Given information:
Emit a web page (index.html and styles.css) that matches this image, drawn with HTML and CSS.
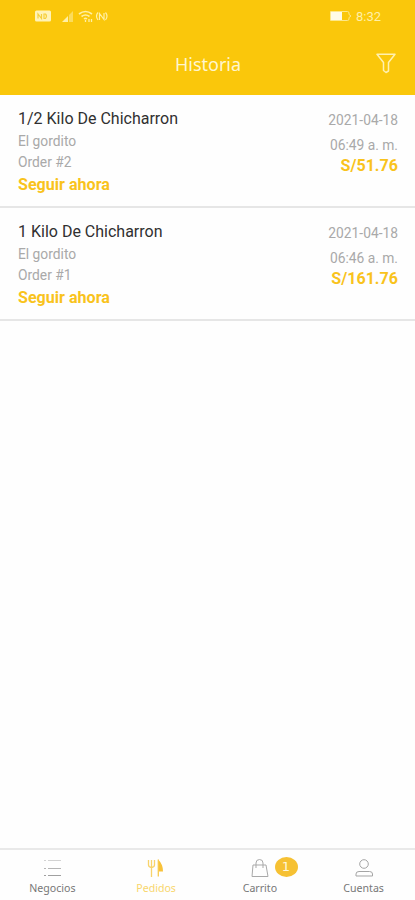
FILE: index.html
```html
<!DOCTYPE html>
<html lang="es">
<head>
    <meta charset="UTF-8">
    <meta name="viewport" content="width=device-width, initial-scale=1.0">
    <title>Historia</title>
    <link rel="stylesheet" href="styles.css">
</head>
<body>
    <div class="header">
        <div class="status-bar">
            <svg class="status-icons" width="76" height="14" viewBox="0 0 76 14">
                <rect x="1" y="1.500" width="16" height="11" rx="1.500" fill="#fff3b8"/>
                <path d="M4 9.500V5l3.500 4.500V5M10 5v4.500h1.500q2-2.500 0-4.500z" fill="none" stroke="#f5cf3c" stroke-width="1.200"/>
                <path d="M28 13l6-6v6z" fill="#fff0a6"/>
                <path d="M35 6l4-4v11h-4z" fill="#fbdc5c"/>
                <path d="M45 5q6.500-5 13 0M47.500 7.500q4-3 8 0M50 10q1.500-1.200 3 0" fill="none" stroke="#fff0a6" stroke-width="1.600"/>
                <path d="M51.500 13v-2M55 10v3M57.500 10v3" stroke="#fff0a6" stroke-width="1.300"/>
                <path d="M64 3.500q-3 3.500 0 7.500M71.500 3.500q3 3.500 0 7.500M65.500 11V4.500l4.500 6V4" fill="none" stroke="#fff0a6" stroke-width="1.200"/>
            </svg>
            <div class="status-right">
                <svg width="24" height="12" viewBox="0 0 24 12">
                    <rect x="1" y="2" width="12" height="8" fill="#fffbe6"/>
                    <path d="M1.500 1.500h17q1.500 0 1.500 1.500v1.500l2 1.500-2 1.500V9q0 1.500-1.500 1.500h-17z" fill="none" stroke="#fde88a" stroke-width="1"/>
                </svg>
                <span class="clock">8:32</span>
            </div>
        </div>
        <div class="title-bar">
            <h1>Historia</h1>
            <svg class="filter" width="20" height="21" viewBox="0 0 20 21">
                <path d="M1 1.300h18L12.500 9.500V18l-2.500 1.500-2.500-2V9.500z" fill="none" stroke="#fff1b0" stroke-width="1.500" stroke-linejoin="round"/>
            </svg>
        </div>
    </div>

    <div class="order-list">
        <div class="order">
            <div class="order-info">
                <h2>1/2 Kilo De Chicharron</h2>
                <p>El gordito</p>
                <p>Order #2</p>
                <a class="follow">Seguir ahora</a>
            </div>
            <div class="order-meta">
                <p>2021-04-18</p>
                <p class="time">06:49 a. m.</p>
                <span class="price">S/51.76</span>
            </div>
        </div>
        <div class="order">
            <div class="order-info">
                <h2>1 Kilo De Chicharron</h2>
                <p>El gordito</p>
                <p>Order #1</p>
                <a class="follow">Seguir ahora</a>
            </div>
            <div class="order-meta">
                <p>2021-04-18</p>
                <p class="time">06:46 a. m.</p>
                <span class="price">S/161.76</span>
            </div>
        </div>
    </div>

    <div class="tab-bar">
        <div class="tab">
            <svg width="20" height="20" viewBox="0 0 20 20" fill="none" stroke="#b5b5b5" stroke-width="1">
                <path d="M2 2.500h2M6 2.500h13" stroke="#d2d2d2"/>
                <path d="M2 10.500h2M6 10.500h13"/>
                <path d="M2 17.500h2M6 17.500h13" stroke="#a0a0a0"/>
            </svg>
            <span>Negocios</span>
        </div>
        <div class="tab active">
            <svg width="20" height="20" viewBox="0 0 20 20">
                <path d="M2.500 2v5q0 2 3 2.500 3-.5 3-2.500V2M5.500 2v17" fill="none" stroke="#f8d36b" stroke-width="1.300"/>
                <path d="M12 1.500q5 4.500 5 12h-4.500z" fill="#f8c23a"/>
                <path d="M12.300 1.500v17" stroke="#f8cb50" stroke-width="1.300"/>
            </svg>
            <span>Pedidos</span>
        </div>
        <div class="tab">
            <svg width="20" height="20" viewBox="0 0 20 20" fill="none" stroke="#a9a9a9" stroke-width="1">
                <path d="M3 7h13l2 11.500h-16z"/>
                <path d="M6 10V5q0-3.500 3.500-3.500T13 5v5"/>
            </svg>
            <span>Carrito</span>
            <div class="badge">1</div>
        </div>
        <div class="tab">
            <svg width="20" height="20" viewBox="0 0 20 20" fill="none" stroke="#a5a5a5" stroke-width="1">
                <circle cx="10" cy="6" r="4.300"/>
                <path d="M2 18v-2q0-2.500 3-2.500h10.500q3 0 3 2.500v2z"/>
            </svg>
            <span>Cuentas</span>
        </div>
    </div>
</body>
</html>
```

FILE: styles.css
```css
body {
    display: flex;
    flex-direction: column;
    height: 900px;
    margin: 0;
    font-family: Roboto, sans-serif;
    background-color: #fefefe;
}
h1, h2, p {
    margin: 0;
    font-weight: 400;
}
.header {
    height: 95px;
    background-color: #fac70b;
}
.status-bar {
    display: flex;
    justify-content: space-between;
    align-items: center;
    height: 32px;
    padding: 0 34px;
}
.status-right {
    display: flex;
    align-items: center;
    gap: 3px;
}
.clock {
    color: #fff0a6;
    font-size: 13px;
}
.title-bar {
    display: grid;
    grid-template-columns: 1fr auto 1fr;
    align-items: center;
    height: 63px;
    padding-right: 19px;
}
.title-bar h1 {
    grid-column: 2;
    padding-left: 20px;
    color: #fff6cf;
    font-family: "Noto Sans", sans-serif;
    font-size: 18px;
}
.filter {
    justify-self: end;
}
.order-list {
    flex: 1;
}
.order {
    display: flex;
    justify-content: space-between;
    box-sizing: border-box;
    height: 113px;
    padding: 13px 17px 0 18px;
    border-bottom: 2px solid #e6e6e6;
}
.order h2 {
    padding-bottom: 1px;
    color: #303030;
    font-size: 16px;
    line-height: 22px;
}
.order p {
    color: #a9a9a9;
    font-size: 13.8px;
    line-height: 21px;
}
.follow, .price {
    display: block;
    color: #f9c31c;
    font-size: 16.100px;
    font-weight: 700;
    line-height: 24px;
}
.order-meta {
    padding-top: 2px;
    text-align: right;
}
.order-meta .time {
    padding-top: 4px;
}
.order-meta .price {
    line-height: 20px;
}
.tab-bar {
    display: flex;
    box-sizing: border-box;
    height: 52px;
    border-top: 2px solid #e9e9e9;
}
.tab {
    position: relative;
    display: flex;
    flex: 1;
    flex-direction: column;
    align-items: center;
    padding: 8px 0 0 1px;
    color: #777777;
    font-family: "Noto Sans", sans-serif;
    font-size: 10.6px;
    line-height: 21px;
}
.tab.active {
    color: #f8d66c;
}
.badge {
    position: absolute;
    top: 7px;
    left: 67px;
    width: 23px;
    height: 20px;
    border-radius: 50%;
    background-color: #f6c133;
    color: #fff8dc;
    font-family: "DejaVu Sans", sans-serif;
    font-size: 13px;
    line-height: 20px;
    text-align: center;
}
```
* * *
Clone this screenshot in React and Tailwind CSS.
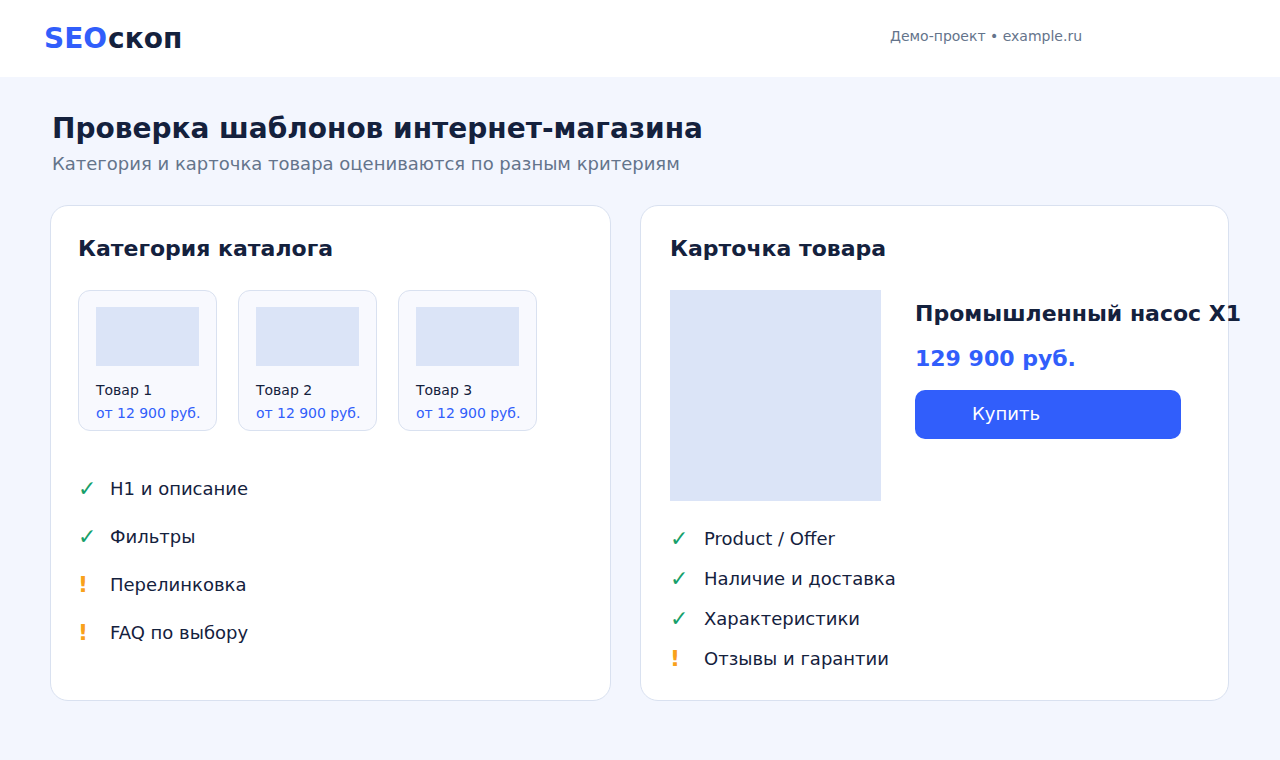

Task description: Pull out each line of the listing that holds the string "this".

Answer below:
Emit a web page (index.html and styles.css) that matches this image, drawn with HTML and CSS.
Clone this screenshot in React and Tailwind CSS.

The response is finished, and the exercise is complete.